I won’t spend much time here on any particular framework discussion. This series will be just a guide how to unbind yourself from frameworks and use them as a tool, instead of being independent.
Here is the link to the presentation slides.
Top comments (4)
I have seen both sides, too much reliance on a framework and no framework. They both can be bad depending on how you use them. The really good frameworks, not just for PHP, give you ways to hook in plain objects into its system and give you the flexibility to do whatever you need. Though doing things in a good way is always up to the dev and framework or not can result in really bad code.
I agree with you 100%, and you will see in this series that I will try to imply exactly that methodologies to hook up to the framework, not hard-wire.
In PHP frameworks plays an important role, since they really brought some good practice to every developer. But than devs become framework religious :(
Hi, there :) thank you for your opinion. I read this article some time ago, and I believe it shares some points with this post, but however, I do not try to imply that the framework should not be used. Quite opposite, I believe frameworks have such a positive impact on the PHP community.
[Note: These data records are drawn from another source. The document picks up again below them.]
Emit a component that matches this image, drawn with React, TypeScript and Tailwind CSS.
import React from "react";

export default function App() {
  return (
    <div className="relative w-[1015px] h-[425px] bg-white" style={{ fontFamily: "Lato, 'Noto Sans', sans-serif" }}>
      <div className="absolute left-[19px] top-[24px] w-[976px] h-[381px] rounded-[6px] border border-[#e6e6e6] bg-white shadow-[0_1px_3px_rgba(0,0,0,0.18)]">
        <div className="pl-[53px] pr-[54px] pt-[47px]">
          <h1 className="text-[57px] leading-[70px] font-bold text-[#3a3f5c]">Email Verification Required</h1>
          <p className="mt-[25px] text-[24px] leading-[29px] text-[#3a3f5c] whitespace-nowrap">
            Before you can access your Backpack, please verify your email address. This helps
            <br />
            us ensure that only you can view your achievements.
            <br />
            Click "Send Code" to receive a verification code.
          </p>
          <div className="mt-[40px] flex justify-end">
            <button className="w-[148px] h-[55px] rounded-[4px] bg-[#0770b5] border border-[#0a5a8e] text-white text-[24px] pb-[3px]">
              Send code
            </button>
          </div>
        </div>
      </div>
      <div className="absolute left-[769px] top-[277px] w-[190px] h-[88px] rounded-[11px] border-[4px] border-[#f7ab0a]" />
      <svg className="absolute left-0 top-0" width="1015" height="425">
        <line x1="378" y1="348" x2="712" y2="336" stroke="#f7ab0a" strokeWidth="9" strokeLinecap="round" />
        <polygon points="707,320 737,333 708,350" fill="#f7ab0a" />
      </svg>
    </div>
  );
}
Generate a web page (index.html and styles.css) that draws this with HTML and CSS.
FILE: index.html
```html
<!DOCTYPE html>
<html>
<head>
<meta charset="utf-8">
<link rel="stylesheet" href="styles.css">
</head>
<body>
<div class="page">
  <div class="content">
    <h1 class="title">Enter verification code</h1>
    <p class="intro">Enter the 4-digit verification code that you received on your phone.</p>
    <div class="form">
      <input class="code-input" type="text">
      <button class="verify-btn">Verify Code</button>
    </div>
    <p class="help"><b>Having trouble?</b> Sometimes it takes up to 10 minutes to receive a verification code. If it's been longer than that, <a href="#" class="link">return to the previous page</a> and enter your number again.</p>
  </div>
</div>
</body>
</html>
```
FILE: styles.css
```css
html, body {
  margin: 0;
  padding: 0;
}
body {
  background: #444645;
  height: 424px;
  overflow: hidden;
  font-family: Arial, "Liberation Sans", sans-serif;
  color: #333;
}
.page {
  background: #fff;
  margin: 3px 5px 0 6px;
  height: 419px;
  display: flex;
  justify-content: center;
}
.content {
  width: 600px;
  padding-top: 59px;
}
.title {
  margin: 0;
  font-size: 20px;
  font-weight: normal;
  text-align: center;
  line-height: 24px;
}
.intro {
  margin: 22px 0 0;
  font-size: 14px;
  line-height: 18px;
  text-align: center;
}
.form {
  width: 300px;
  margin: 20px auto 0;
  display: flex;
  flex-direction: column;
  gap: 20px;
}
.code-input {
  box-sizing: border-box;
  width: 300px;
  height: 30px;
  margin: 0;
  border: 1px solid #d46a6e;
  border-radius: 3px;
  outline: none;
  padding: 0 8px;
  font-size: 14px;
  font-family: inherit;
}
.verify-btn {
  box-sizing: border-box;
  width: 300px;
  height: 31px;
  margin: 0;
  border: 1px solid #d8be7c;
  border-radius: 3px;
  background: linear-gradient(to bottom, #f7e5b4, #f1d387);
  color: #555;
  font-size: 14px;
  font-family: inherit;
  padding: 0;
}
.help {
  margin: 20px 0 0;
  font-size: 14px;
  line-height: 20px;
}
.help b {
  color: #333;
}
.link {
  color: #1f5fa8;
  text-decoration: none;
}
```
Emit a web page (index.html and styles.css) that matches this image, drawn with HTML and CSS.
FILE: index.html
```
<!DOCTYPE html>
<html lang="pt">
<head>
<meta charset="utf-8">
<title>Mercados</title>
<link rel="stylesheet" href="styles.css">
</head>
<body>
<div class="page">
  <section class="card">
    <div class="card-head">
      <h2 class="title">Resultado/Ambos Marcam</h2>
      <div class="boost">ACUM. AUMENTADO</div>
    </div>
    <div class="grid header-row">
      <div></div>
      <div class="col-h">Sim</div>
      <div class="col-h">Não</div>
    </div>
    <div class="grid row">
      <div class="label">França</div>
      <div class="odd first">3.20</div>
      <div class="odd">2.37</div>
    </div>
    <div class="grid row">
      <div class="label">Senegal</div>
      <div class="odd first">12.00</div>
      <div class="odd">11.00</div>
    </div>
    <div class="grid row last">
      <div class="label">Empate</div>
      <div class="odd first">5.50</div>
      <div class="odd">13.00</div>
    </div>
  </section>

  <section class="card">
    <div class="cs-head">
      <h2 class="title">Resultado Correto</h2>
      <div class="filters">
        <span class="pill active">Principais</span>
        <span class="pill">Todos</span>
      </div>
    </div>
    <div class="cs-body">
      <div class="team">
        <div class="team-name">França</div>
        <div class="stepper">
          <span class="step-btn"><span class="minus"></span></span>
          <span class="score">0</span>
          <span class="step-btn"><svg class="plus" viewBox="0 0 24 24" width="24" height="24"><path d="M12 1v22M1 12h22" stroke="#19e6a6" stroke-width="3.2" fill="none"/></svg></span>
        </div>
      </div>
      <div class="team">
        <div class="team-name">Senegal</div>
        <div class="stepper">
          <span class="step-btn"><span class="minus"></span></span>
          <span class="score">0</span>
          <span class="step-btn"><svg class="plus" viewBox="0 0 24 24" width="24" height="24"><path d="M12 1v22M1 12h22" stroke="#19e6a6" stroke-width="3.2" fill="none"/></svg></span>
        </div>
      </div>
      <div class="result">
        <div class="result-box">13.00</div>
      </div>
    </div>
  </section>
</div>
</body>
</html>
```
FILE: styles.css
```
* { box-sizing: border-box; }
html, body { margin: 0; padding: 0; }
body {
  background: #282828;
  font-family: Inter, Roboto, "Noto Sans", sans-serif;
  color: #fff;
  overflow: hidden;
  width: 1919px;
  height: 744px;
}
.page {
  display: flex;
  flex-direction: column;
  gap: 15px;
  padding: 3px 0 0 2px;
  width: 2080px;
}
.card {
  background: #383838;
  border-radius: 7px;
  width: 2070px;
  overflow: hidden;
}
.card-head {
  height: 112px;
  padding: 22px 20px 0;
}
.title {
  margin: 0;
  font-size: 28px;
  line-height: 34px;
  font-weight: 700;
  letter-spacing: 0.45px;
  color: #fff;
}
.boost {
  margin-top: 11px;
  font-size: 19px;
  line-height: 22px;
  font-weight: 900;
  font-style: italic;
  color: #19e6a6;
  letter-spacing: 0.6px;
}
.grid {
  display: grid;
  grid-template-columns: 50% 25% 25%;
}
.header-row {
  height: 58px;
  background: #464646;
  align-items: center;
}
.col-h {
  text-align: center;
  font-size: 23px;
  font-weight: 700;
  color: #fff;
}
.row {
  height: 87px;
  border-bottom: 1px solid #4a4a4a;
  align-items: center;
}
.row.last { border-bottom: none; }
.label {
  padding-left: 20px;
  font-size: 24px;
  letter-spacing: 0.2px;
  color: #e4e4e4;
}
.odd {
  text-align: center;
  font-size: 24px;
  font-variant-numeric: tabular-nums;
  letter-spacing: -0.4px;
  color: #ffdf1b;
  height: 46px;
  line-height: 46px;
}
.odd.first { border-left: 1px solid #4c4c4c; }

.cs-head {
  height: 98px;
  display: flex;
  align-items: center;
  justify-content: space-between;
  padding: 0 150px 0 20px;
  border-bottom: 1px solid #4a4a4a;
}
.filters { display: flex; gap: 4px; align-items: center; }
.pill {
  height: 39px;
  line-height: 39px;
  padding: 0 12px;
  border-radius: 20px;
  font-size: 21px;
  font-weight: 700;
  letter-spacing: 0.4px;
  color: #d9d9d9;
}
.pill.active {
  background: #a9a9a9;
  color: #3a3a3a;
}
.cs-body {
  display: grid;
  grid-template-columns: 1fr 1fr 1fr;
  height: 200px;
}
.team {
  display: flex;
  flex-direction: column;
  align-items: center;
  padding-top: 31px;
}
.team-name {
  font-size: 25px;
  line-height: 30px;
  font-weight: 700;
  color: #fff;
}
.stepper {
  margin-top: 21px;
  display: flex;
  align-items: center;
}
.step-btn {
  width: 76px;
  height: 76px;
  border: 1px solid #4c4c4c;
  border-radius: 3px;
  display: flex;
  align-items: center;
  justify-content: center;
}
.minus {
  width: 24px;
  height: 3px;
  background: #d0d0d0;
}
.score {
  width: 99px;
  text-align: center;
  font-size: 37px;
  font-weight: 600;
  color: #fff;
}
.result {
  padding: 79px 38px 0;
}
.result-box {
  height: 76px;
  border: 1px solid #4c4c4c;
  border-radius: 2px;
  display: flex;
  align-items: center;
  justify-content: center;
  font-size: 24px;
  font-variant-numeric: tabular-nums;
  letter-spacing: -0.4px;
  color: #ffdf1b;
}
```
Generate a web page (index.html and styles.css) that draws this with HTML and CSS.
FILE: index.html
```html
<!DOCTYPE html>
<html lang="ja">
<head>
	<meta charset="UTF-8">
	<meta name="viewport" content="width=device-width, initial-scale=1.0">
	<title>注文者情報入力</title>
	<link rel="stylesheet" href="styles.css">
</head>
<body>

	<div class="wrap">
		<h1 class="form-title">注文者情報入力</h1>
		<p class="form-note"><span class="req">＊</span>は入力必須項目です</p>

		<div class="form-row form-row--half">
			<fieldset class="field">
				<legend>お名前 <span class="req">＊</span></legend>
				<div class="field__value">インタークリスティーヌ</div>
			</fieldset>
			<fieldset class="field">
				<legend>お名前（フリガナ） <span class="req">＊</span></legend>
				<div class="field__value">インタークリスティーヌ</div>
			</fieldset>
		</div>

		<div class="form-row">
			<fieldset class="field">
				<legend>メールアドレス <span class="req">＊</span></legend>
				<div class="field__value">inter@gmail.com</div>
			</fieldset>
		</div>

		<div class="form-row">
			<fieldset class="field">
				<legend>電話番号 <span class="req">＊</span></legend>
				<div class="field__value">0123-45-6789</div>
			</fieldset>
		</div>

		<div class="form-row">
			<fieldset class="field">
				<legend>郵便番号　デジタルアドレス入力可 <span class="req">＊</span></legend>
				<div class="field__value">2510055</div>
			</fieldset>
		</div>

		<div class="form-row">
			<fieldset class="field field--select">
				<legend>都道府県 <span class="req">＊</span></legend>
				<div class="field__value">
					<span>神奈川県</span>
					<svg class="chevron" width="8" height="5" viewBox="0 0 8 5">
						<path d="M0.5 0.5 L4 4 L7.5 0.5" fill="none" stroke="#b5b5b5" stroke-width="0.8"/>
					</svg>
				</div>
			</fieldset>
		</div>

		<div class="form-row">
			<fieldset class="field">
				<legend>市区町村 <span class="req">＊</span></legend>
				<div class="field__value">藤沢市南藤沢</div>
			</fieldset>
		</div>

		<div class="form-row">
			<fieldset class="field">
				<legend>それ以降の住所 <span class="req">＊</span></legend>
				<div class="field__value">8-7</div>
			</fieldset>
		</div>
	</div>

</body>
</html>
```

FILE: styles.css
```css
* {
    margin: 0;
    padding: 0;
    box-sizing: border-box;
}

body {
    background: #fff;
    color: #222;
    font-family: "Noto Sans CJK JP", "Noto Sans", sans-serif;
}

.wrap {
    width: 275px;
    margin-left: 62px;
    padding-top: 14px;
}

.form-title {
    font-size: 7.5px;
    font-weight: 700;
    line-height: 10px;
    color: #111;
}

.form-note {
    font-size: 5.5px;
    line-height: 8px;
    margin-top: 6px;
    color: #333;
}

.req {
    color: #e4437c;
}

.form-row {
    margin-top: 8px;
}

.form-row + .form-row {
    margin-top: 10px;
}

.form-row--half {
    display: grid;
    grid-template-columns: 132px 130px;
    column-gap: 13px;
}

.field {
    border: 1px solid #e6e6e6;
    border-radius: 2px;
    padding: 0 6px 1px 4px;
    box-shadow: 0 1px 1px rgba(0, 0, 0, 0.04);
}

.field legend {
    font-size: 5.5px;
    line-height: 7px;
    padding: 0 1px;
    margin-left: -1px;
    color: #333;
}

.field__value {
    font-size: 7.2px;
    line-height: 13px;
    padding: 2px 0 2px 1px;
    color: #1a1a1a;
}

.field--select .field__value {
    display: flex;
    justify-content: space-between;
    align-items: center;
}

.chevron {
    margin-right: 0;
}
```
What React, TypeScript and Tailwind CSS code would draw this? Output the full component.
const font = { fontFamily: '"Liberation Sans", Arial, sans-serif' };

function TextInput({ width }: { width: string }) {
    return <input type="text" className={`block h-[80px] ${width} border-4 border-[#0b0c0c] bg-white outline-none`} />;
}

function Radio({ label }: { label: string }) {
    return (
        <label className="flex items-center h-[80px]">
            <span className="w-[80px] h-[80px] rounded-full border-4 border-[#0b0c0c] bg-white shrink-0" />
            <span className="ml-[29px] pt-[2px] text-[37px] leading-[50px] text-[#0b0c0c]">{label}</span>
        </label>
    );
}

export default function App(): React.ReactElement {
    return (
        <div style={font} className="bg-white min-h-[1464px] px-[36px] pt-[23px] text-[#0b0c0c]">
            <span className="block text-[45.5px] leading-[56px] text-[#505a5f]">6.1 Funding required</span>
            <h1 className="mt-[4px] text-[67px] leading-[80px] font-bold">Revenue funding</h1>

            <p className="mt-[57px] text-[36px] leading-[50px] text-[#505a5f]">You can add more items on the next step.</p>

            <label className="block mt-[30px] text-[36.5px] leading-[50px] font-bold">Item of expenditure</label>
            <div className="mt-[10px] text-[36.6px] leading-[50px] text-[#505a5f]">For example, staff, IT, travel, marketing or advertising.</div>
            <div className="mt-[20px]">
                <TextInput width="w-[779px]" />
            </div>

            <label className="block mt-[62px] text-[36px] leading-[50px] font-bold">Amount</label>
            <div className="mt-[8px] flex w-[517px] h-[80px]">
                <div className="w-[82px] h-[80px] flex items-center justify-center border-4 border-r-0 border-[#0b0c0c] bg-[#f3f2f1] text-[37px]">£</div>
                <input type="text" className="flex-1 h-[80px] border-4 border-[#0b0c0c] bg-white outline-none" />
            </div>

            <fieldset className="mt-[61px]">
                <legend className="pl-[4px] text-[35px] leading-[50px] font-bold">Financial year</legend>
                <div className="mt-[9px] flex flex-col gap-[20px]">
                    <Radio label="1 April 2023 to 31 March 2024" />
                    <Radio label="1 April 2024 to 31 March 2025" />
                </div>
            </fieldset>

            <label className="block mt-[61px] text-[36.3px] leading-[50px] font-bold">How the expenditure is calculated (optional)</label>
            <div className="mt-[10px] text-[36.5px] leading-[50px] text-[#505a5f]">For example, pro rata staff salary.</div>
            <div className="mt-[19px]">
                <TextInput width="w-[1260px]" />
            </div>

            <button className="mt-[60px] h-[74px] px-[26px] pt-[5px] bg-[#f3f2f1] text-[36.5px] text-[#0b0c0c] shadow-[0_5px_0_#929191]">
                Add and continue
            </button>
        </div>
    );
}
I will only be pointing to the bad practices programmers applying while hiding behind the fact that "framework tutorial" say so.
I will publish soon next part of this series, I'm curious to see your opinion on next one (practical example).
Cheers!
I don't know if PHP frameworks suck. But your post title sucks for sure. 😆 I didn't read all for now, I will. But my first thoughts if that your are giving examples when frameworks are used the wrong way. Yes, everything suck when it is used the wrong way.